Degradation of perfluorinated ionomer membranes for PEM fuel cells during processing with H2O2

As a typical degradation of the proton exchange membranes (PEMs) for fuel cells, formation of hydrogen peroxide (H2O2) on the cathode surface has been presented to be a key issue which leads to the decomposition of PEM. Using perflurosulfonated ionomeric membranes with different equivalent weights (EW = 900, 1000, and 1100) as test samples, degradation of PEM was investigated systematically in practical fuel cell usage conditions (e.g., 80 degrees C) during the progress of H2O2 treatment.
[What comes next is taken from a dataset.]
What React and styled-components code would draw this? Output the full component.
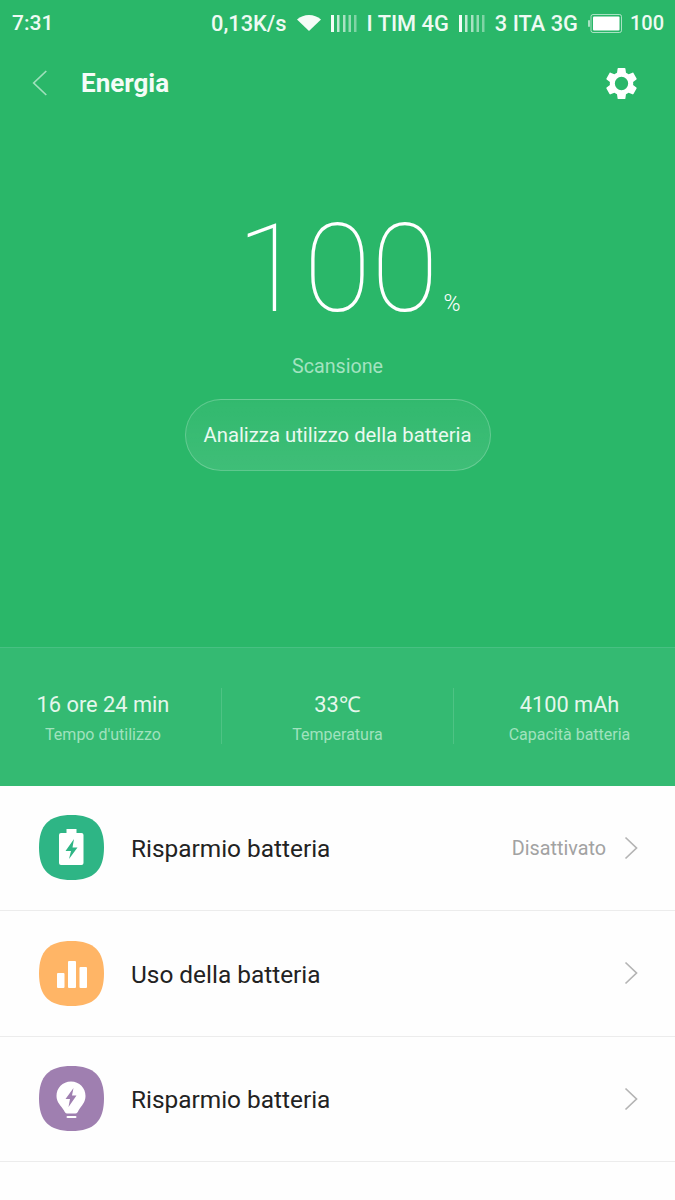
import React from 'react';
import styled, { createGlobalStyle } from 'styled-components';

const GlobalStyle = createGlobalStyle`
    html, body {
        margin: 0;
        padding: 0;
        background: #fff;
    }
    * {
        box-sizing: border-box;
    }
`;

const Page = styled.div`
    width: 675px;
    height: 1200px;
    overflow: hidden;
    font-family: Roboto, "Liberation Sans", sans-serif;
    background: #fefefe;
`;

const GreenArea = styled.div`
    background: #2ab769;
    color: #fff;
`;

const StatusBar = styled.div`
    height: 46px;
    padding: 0 11px 0 12px;
    display: flex;
    align-items: center;
    font-weight: 500;
    color: #eefaf3;
`;

const Clock = styled.span`
    margin-right: auto;
    font-size: 21px;
`;

const StatusText = styled.span`
    margin-left: ${(p) => p.$gap || 0}px;
    font-size: ${(p) => p.$size || 21.8}px;
    white-space: nowrap;
`;

const StatusIcon = styled.svg`
    display: block;
    flex: none;
    margin-left: ${(p) => p.$gap || 0}px;
`;

const NavBar = styled.div`
    height: 74px;
    padding: 0 34px 0 32px;
    display: flex;
    align-items: center;
`;

const Title = styled.h1`
    margin: 0 auto 0 33px;
    font-size: 26px;
    font-weight: 700;
    color: #f4fcf7;
`;

const Hero = styled.div`
    height: 527px;
    padding-top: 74px;
    display: flex;
    flex-direction: column;
    align-items: center;
`;

const BigNumber = styled.div`
    position: relative;
    font-size: 123px;
    font-weight: 100;
    line-height: 150px;
    letter-spacing: 0;
`;

const Percent = styled.span`
    position: absolute;
    left: 100%;
    bottom: 28px;
    margin-left: 5px;
    font-size: 23px;
    font-weight: 300;
    line-height: 24px;
`;

const ScanLabel = styled.div`
    margin-top: 11px;
    font-size: 19.7px;
    line-height: 24px;
    color: #a3e3c0;
`;

const AnalyzeButton = styled.div`
    margin-top: 20px;
    width: 306px;
    height: 72px;
    border-radius: 36px;
    border: 1px solid rgba(255, 255, 255, 0.22);
    background: linear-gradient(180deg, rgba(255, 255, 255, 0.04), rgba(255, 255, 255, 0.1));
    display: flex;
    align-items: center;
    justify-content: center;
    font-size: 20.3px;
    color: #eaf9f0;
`;

const StatsBand = styled.div`
    height: 138.5px;
    padding-top: 40px;
    display: grid;
    grid-template-columns: 221px 232px 1fr;
    align-items: start;
    background: #34ba72;
    border-top: 1px solid #47c082;
`;

const Stat = styled.div`
    height: 56px;
    padding: ${(p) => p.$inset || '0'};
    display: flex;
    flex-direction: column;
    align-items: center;
    border-left: ${(p) => (p.$divided ? '1px solid rgba(255, 255, 255, 0.13)' : 'none')};
`;

const StatValue = styled.div`
    font-size: 21.8px;
    line-height: 34px;
    white-space: nowrap;
    color: #e4f7ec;
`;

const StatLabel = styled.div`
    margin-top: 2px;
    font-size: 16px;
    line-height: 22px;
    white-space: nowrap;
    color: #a0e2be;
`;

const Row = styled.div`
    height: 125.5px;
    padding: 0 37px 0 39px;
    display: flex;
    align-items: center;
    border-bottom: 1px solid #ececec;
`;

const IconBox = styled.svg`
    display: block;
    flex: none;
    margin-right: 27px;
`;

const RowTitle = styled.div`
    margin-right: auto;
    padding-top: 2px;
    font-size: 24.4px;
    color: #222;
`;

const RowValue = styled.div`
    margin-right: 18px;
    padding-top: 2px;
    font-size: 19.8px;
    color: #a2a2a2;
`;

const ChevronIcon = styled.svg`
    display: block;
    flex: none;
`;

const SQUIRCLE = 'M32.5 0C55 0 65 10 65 32.5C65 55 55 65 32.5 65C10 65 0 55 0 32.5C0 10 10 0 32.5 0Z';
const GEAR =
    'M19.14 12.94c.04-.3.06-.61.06-.94 0-.32-.02-.64-.07-.94l2.03-1.58c.18-.14.23-.41.12-.61l-1.92-3.32c-.12-.22-.37-.29-.59-.22l-2.39.96c-.5-.38-1.03-.7-1.62-.94l-.36-2.54c-.04-.24-.24-.41-.48-.41h-3.84c-.24 0-.43.17-.47.41l-.36 2.54c-.59.24-1.13.57-1.62.94l-2.39-.96c-.22-.08-.47 0-.59.22L2.74 8.87c-.12.21-.08.47.12.61l2.03 1.58c-.05.3-.09.63-.09.94s.02.64.07.94l-2.03 1.58c-.18.14-.23.41-.12.61l1.92 3.32c.12.22.37.29.59.22l2.39-.96c.5.38 1.03.7 1.62.94l.36 2.54c.05.24.24.41.48.41h3.84c.24 0 .44-.17.47-.41l.36-2.54c.59-.24 1.13-.56 1.62-.94l2.39.96c.22.08.47 0 .59-.22l1.92-3.32c.12-.22.07-.47-.12-.61l-2.01-1.58zM12 16.1a4.1 4.1 0 1 1 0-8.2 4.1 4.1 0 0 1 0 8.2z';

const Signal = ({ gap }) => (
    <StatusIcon $gap={gap} width="26" height="17" viewBox="0 0 26 17">
        <rect x="0" y="0" width="3" height="17" fill="#fff" opacity="0.95" />
        <rect x="6" y="0" width="2.5" height="17" fill="#fff" opacity="0.7" />
        <rect x="12" y="0" width="2.5" height="17" fill="#fff" opacity="0.6" />
        <rect x="17.5" y="0" width="2.5" height="17" fill="#fff" opacity="0.5" />
        <rect x="23" y="0" width="2.5" height="17" fill="#fff" opacity="0.4" />
    </StatusIcon>
);

const Chevron = ({ color, width, height, strokeWidth, back }) => (
    <ChevronIcon width={width} height={height} viewBox="0 0 14 24">
        <path
            d={back ? 'M12.5 1.5L1.5 12L12.5 22.5' : 'M1.5 1.5L12.5 12L1.5 22.5'}
            fill="none"
            stroke={color}
            strokeWidth={strokeWidth}
        />
    </ChevronIcon>
);

const BatteryIcon = () => (
    <IconBox width="65" height="65" viewBox="0 0 65 65">
        <path d={SQUIRCLE} fill="#2eb585" />
        <path d="M27.500 14h10v4h5a2 2 0 0 1 2 2V48a2 2 0 0 1-2 2H22a2 2 0 0 1-2-2V20a2 2 0 0 1 2-2h5.500z" fill="#fff" />
        <path d="M35 24L26.500 36H32L30 44L38.500 32.500H33.500z" fill="#2eb585" />
    </IconBox>
);

const UsageIcon = () => (
    <IconBox width="65" height="65" viewBox="0 0 65 65">
        <path d={SQUIRCLE} fill="#ffb566" />
        <rect x="18" y="32" width="7.500" height="15" rx="1" fill="#fff" />
        <rect x="29" y="20" width="8" height="27" rx="1" fill="#fff" />
        <rect x="40.500" y="26" width="7.500" height="21" rx="1" fill="#fff" />
    </IconBox>
);

const BulbIcon = () => (
    <IconBox width="65" height="65" viewBox="0 0 65 65">
        <path d={SQUIRCLE} fill="#9f7fb0" />
        <path d="M32 15.500C23.500 15.500 17.500 22 17.500 30C17.500 36.500 22 39.500 25 44.500C25.500 46 26.500 47.500 28 47.500H36.500C38 47.500 39 46 39.500 44.500C42.500 39.500 46.500 36.500 46.500 30C46.500 22 40.500 15.500 32 15.500Z" fill="#fff" />
        <rect x="27.500" y="50" width="10" height="2" rx="1" fill="#fff" />
        <path d="M34.500 22L26.500 33H31L29.500 41L37.500 29.500H33z" fill="#9f7fb0" />
    </IconBox>
);

const rows = [
    { title: 'Risparmio batteria', value: 'Disattivato', Icon: BatteryIcon },
    { title: 'Uso della batteria', Icon: UsageIcon },
    { title: 'Risparmio batteria', Icon: BulbIcon },
];

const stats = [
    { value: '16 ore 24 min', label: "Tempo d'utilizzo", inset: '0 15px 0 0' },
    { value: '33℃', label: 'Temperatura' },
    { value: '4100 mAh', label: 'Capacità batteria', inset: '0 0 0 10px' },
];

const App = () => {
    return (
        <Page>
            <GlobalStyle />
            <GreenArea>
                <StatusBar>
                    <Clock>7:31</Clock>
                    <StatusText>0,13K/s</StatusText>
                    <StatusIcon $gap={10} width="24" height="16" viewBox="0 0 24 16">
                        <path d="M12 16L0 4.500C3.400 1.600 7.500 0 12 0S20.600 1.600 24 4.500z" fill="#f4fcf7" />
                    </StatusIcon>
                    <Signal gap={10} />
                    <StatusText $gap={10}>I TIM 4G</StatusText>
                    <Signal gap={10} />
                    <StatusText $gap={10}>3 ITA 3G</StatusText>
                    <StatusIcon $gap={10} width="34" height="19" viewBox="0 0 34 19">
                        <rect x="0" y="6" width="2" height="7" rx="1" fill="#fff" opacity="0.6" />
                        <rect x="3" y="0.500" width="30.500" height="18" rx="2" fill="none" stroke="#fff" strokeOpacity="0.6" />
                        <rect x="5" y="2.500" width="26.500" height="14" rx="1" fill="#fff" />
                    </StatusIcon>
                    <StatusText $gap={8} $size={20}>100</StatusText>
                </StatusBar>
                <NavBar>
                    <Chevron back color="#9fe0bc" width={16} height={30} strokeWidth={1.5} />
                    <Title>Energia</Title>
                    <svg width="39" height="39" viewBox="0 0 24 24" style={{ display: 'block' }}>
                        <path d={GEAR} fill="#fff" fillRule="evenodd" />
                    </svg>
                </NavBar>
                <Hero>
                    <BigNumber>
                        100
                        <Percent>%</Percent>
                    </BigNumber>
                    <ScanLabel>Scansione</ScanLabel>
                    <AnalyzeButton>Analizza utilizzo della batteria</AnalyzeButton>
                </Hero>
                <StatsBand>
                    {stats.map((stat, i) => (
                        <Stat key={stat.label} $divided={i > 0} $inset={stat.inset}>
                            <StatValue>{stat.value}</StatValue>
                            <StatLabel>{stat.label}</StatLabel>
                        </Stat>
                    ))}
                </StatsBand>
            </GreenArea>
            {rows.map(({ title, value, Icon }, i) => (
                <Row key={i}>
                    <Icon />
                    <RowTitle>{title}</RowTitle>
                    {value && <RowValue>{value}</RowValue>}
                    <Chevron color="#b4b4b4" width={14} height={24} strokeWidth={1.7} />
                </Row>
            ))}
        </Page>
    );
};

export default App;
Membranes were characterized for proton conductivity by ac impedance technique, pulsed-field-gradient spin-echo NMR, Fourier transform infrared spectroscopy, thermogravimetric analysis (TGA), and extensile experimentation. Durability studies over a period of 1 month operation revealed evident membrane degradation ascribed to the decomposition of sulfonic acid groups in pendant side chains. The products of cross-linked S-O-S (condensation sulfonates) were strongly demonstrated by IR spectroscopy as a result of long H2O2 treatment times, which suggests oxidation provoked by H2O2. Proton conductivity and the water self-diffusion coefficient decreased significantly due to the loss of water inside the membranes. TGA revealed further changes in the membrane morphology, where the onset and decomposition temperatures of the membranes changed upon exposure to H2O2. Membranes with high EW showed a faster decomposition rate than the other ones, whereas the mass loss step showed the reverse case. Although the membranes still retained their bulk physical properties in that they remained flexible and plastic, the tensile analysis showed decreased tensile strength and increased elongation-to-break accompanied by an increased Young's modulus, which suggests a mechanically weaker membrane after exposure to H2O2. (C) 2006 The Electrochemical Society.